▸ Exercise instructions:
Every line below is to be copied exactly, with the pictures left out.

▸ Stored data:

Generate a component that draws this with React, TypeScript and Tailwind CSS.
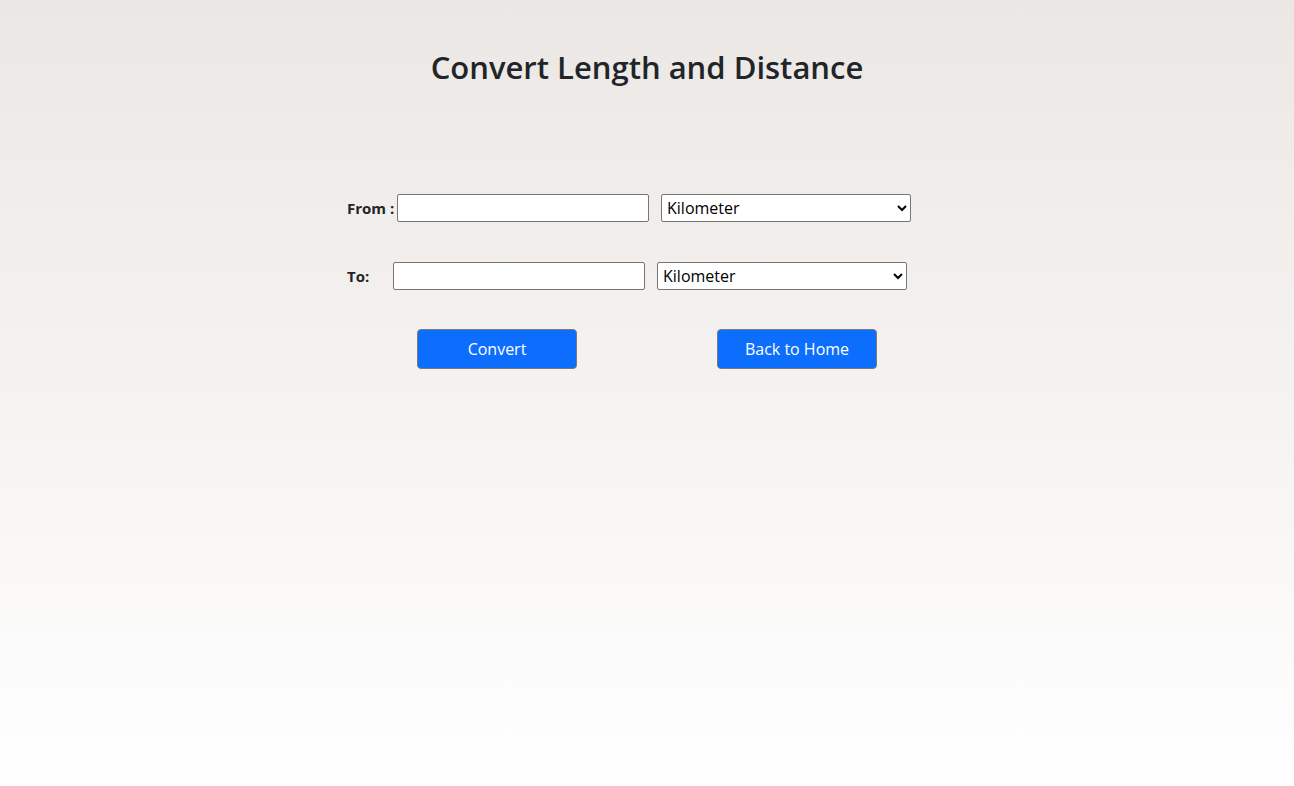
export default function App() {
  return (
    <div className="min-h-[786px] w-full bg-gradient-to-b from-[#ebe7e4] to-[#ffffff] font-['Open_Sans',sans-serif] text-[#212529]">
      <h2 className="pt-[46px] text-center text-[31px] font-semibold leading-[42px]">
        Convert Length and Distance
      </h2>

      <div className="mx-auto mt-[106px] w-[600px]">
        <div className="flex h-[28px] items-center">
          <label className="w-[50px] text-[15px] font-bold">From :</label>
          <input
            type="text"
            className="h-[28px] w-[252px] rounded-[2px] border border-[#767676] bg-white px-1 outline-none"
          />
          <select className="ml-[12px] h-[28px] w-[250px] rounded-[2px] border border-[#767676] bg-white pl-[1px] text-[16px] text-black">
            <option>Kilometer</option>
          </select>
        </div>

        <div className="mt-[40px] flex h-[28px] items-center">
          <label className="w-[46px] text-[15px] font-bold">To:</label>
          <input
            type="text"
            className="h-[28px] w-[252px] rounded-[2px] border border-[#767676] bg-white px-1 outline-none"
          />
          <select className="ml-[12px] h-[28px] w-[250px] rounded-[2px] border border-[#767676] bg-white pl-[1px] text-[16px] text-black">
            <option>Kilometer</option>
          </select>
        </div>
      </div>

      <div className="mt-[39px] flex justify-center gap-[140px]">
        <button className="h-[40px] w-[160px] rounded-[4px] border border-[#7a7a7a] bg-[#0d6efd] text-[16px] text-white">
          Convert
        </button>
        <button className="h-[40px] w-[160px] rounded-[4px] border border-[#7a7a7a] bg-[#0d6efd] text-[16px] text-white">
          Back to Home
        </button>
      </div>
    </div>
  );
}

▸ Solution below:
Generate a component that draws this with React, TypeScript and Tailwind CSS.
export default function App() {
  return (
    <div className="min-h-[786px] w-full bg-gradient-to-b from-[#ebe7e4] to-[#ffffff] font-['Open_Sans',sans-serif] text-[#212529]">
      <h2 className="pt-[46px] text-center text-[31px] font-semibold leading-[42px]">
        Convert Length and Distance
      </h2>

      <div className="mx-auto mt-[106px] w-[600px]">
        <div className="flex h-[28px] items-center">
          <label className="w-[50px] text-[15px] font-bold">From :</label>
          <input
            type="text"
            className="h-[28px] w-[252px] rounded-[2px] border border-[#767676] bg-white px-1 outline-none"
          />
          <select className="ml-[12px] h-[28px] w-[250px] rounded-[2px] border border-[#767676] bg-white pl-[1px] text-[16px] text-black">
            <option>Kilometer</option>
          </select>
        </div>

        <div className="mt-[40px] flex h-[28px] items-center">
          <label className="w-[46px] text-[15px] font-bold">To:</label>
          <input
            type="text"
            className="h-[28px] w-[252px] rounded-[2px] border border-[#767676] bg-white px-1 outline-none"
          />
          <select className="ml-[12px] h-[28px] w-[250px] rounded-[2px] border border-[#767676] bg-white pl-[1px] text-[16px] text-black">
            <option>Kilometer</option>
          </select>
        </div>
      </div>

      <div className="mt-[39px] flex justify-center gap-[140px]">
        <button className="h-[40px] w-[160px] rounded-[4px] border border-[#7a7a7a] bg-[#0d6efd] text-[16px] text-white">
          Convert
        </button>
        <button className="h-[40px] w-[160px] rounded-[4px] border border-[#7a7a7a] bg-[#0d6efd] text-[16px] text-white">
          Back to Home
        </button>
      </div>
    </div>
  );
}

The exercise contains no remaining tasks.